Meantime, combine the flour, salt and bicarbonate of soda in a bowl. About 2 minutes before the pan is ready to use, mix in the yoghurt or buttermilk quickly by hand. The more quickly you can do this the better, the mix should be sticky but not too wet
On a well floured work surface, roll out or pat out with floured hands the dough to a round about 2.5 cm thick. Quickly place it on the griddle or the pan, and cook for about 10 minutes. (I usually cover this with a lid, but be sure it allows enough space for the scone to rise without hitting the lid.) Turn the scone and cook for a further 10 minutes. The scone will come away freely when fully cooked, and is not burned.
Allow the scone to cool and serve with butter, or cheese, or your favourite jam.

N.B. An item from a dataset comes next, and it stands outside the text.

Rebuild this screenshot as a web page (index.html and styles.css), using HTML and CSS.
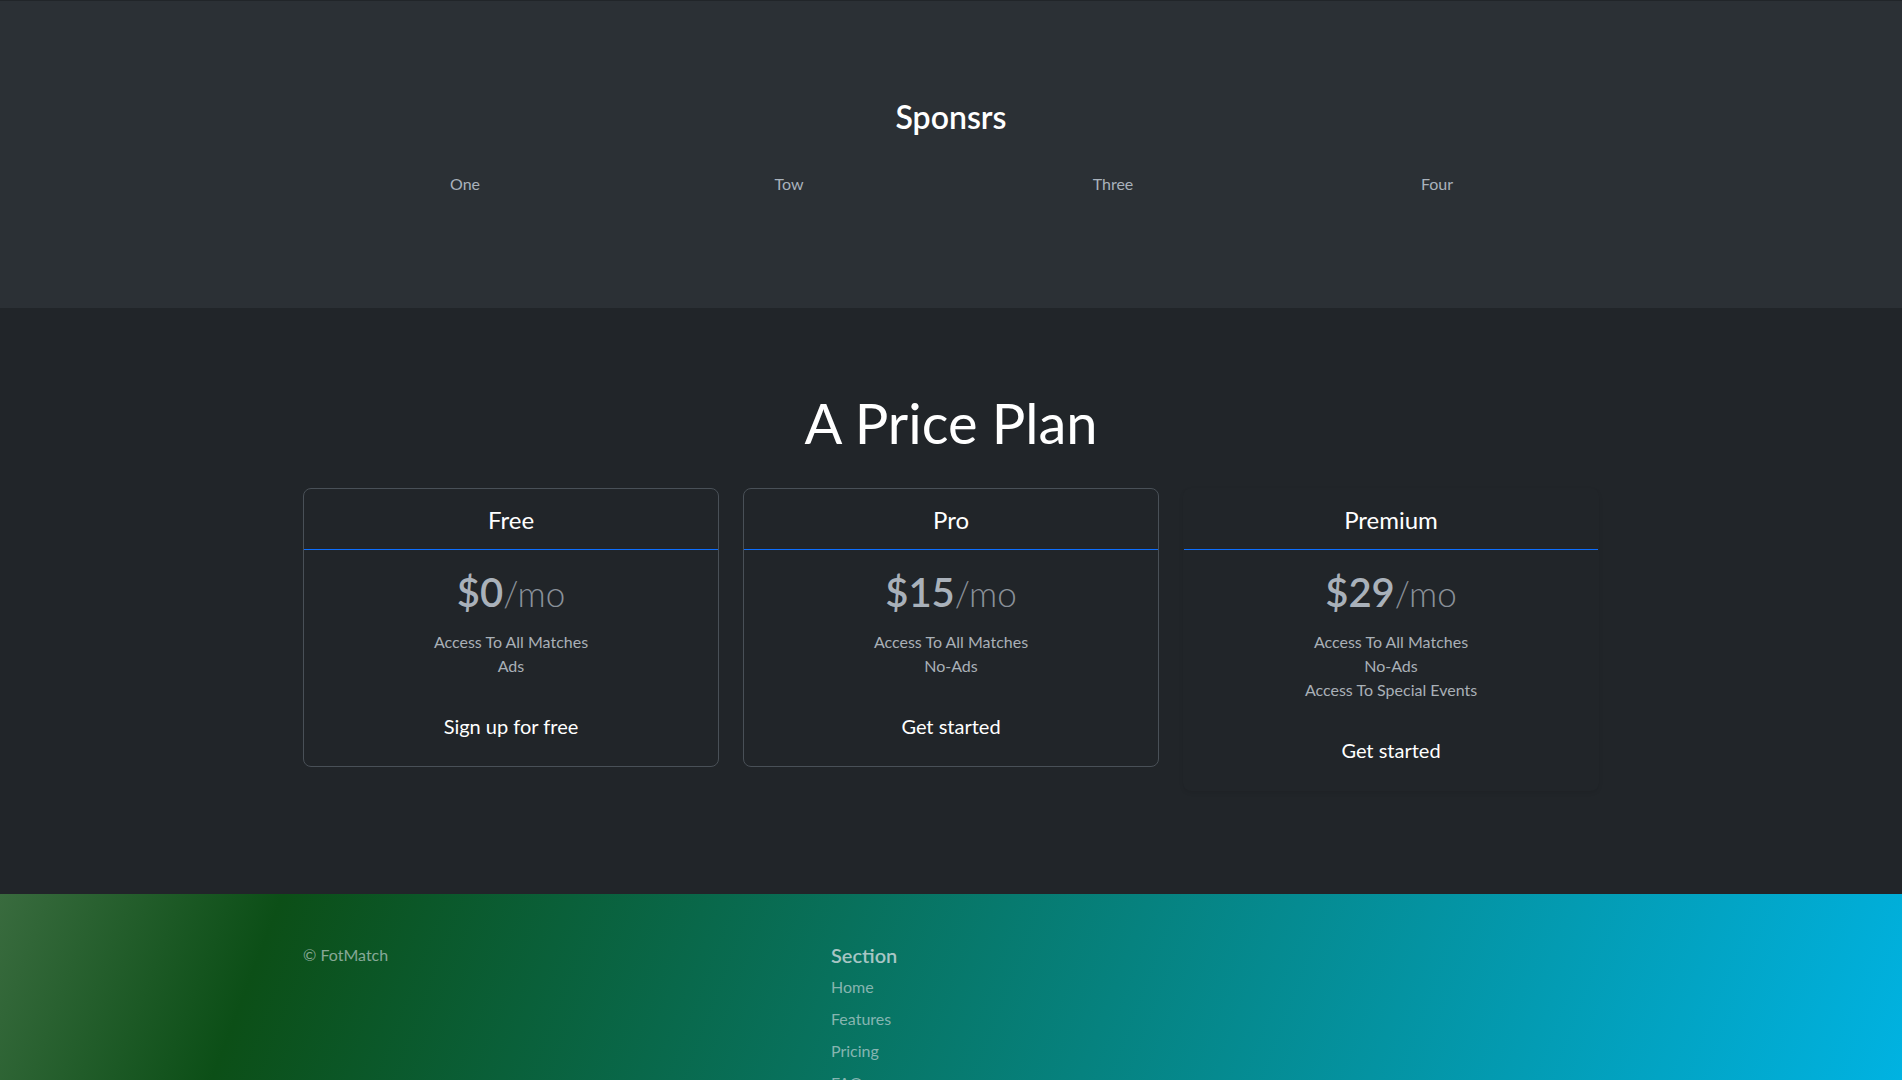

Because it is cooked with soda and is small the scone will be better eaten within the same day of making it, as it will deteriorate very quickly, eventually becoming dry and hard.

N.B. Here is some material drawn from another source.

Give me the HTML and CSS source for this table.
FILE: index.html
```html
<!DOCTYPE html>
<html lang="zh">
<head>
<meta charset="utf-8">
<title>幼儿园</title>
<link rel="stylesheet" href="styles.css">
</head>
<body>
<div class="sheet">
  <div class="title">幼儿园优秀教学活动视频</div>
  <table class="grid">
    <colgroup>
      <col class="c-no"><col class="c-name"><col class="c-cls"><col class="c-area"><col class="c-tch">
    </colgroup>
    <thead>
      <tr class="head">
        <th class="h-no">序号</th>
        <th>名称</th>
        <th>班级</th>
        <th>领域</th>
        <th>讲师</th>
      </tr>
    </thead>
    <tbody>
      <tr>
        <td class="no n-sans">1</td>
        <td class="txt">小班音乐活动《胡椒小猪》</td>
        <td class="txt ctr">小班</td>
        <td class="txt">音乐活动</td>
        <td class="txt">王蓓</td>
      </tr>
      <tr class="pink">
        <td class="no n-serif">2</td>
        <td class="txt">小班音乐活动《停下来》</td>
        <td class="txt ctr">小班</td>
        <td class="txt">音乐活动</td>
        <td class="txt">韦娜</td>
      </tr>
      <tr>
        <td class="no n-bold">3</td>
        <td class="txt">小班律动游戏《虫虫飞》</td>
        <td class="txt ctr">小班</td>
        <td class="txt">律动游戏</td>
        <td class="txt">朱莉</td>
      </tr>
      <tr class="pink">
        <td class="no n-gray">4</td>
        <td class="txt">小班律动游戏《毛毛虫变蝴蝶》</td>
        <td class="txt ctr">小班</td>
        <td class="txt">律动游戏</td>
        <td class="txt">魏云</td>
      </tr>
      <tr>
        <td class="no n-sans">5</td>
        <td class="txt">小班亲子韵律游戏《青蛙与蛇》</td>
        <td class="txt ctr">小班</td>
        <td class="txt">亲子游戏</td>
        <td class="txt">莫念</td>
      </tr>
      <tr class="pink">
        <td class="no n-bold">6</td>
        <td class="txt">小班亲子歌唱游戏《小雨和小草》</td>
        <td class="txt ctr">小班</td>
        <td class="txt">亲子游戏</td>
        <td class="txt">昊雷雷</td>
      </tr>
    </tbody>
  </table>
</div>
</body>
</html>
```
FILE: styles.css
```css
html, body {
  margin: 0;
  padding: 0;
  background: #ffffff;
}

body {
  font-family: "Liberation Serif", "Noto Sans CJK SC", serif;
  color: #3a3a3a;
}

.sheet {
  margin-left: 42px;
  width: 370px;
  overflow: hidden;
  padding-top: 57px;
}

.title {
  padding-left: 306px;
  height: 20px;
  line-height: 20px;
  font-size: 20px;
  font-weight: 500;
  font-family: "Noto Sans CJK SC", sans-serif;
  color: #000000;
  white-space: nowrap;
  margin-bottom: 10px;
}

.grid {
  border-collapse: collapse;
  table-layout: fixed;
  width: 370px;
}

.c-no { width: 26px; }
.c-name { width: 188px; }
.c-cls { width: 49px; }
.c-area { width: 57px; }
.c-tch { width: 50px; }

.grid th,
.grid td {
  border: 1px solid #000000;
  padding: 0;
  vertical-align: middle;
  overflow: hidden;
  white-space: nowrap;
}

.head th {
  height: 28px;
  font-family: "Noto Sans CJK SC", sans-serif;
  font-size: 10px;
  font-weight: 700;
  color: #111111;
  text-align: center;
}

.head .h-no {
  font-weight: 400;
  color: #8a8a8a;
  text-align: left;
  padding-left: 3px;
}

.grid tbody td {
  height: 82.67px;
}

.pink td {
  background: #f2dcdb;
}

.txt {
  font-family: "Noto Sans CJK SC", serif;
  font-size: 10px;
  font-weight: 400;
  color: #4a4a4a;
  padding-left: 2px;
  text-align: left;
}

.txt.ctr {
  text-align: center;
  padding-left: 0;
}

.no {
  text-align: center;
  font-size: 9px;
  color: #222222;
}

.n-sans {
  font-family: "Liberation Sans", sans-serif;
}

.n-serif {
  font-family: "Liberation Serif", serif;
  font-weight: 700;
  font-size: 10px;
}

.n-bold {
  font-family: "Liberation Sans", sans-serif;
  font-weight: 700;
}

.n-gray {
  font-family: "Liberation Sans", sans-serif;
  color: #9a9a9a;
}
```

You can make your own buttermilk, actually buttermilk equivalent very easily by making Ricotta. I can post a very effective recipe for making Ricotta Cheese. This cheese is expensive to buy in Japan, but is cheap to make with ordinary milk and some lemon juice, and an old shirt or towel to drain the cheese from the whey.

Saturday, 4 April 2009

Mange Tout Flower and Pods


Here is a photo of the mange tout growing in the garden. They were sown directly into the ground at the recommended distance in autumn, now they are a dense growing foliage covered in blossoms and swelling pods, also sporting leaf minor. The pods taste deliciously sweet without being overly sweet and crunchy, easy to snap off and munch in the garden as you pass. This is the first time I have grown mange tout, previously having grown sugar snap peas, but mange tout taste better to my mind.

What is this plant/flower, please?


Today, the rain has dispelled and the sun is seeking its way through the remaining clouds; thus I am preparing to plant out some of the seedlings, beginning with making a small, rough sketch of the vegetable patch and the raised beds. Along the side of the drainage gutter there is a plant growing which reappears every spring and spreads voraciously throughout the summer. I am sure this is a perennial planted there by the previous owner of the house, but what is it; can anyone identify it from this picture? Please comment with suggestions, then maybe I can track it down. Every summer I have tended to cut this down as a weed, but now that flowers are featuring in the midst of the vegetable sector design as well as vegetables, it seems like a good idea to keep it growing, if it is not a weed. Then again a weed is simply a plant and a flower by another name with the conferred status of cast-off or unwanted pariah.

Friday, 3 April 2009

Rainy Saturday


Well, today it is raining hard, off and on lightly. I woke a bit before 6am, and was called by my daughter Hannah. After putting her back to sleep, it was time to relight the wood fired oven. Last night it was burning, we had pizza for dinner. So it did not take much or long to get the temperatures back up to around 250 degree centigrade. On the left is a photograph of the oven re-firing to restore the the temperatures adequate to baking bread. The small pile of wood, perhaps 6 or 7 logs is burning in the middle of the oven, a little to the back, and it is easy to see the flames roaring up, following the curve of the oven to the front to send the fumes up the chimney. While this was occurring I started the next batch of bread and pizza doughs - recipes available on request - as well as a fresh polish starter. Also made yoghurt, and muffins for breakfast. meantime Hannah got up, ate yoghurt and strawberries while watching the 1950 version of Hitchcock's The Man Who Knew Too Much, not the earlier 1930s B&W one; she said this was scary at one point. The muffins were baking at the entrance of the oven, as the centre was way too hot at 250 for baking muffins, chocolate for Hannah, her favourites, and blueberry muffins for us. Bowls of beans are soaking in preparation for their long slow cooking in the reducing oven temperatures.
Yesterday arrived a new, hardback copy of Elizabeth David's incredible book, English Bread and Yeast Cookery, bought second hand through internet shopping. I original purchased this book around 1982, and used it to study how to make bread. My first fully successful bread used the overnight, slow rise recipe from that book, and many others followed. There is a superb recipe there for making a blue cheese quiche using a yeast risen pastry, that I used to bake regularly for a café in Glasgow, a while ago... But, the original book has begun to disintegrate, the pages are falling out and it is difficult to maintain them in proper order. So now with this new copy, I again reread the earlier chapters. The book is a mine of information on bread baking through the centuries from earliest times. There are chapters dealing with each element of bread making, flour, yeast, salt, water, milks, sugars, fruits, spices, and so on, with an excellent section on bread ovens, starting from the baking stone, the inverted clay pots and onto today with a great deal of information on the construction and use of wood fired ovens, which I am now studying with relish, to discover what a 'watch and tell' pebble is, used to determine ideal oven temperatures for bread baking. (For that an infra-red thermometre measures more precisely.) If you do not have this book, and wish to bake breads, it is something that should sit proudly on the kitchen bookshelf; also it is a history and a literary entertainment in itself, with frequent quotations from cookbooks of lore and literature on breads, yeast cakes, and all sorts of yeast cooking. (We watched a couple of TV biographies of Elizabeth David, which were both informative of here cooking life and skills and also of her private sexuality. She was a more colourful character than imagined.)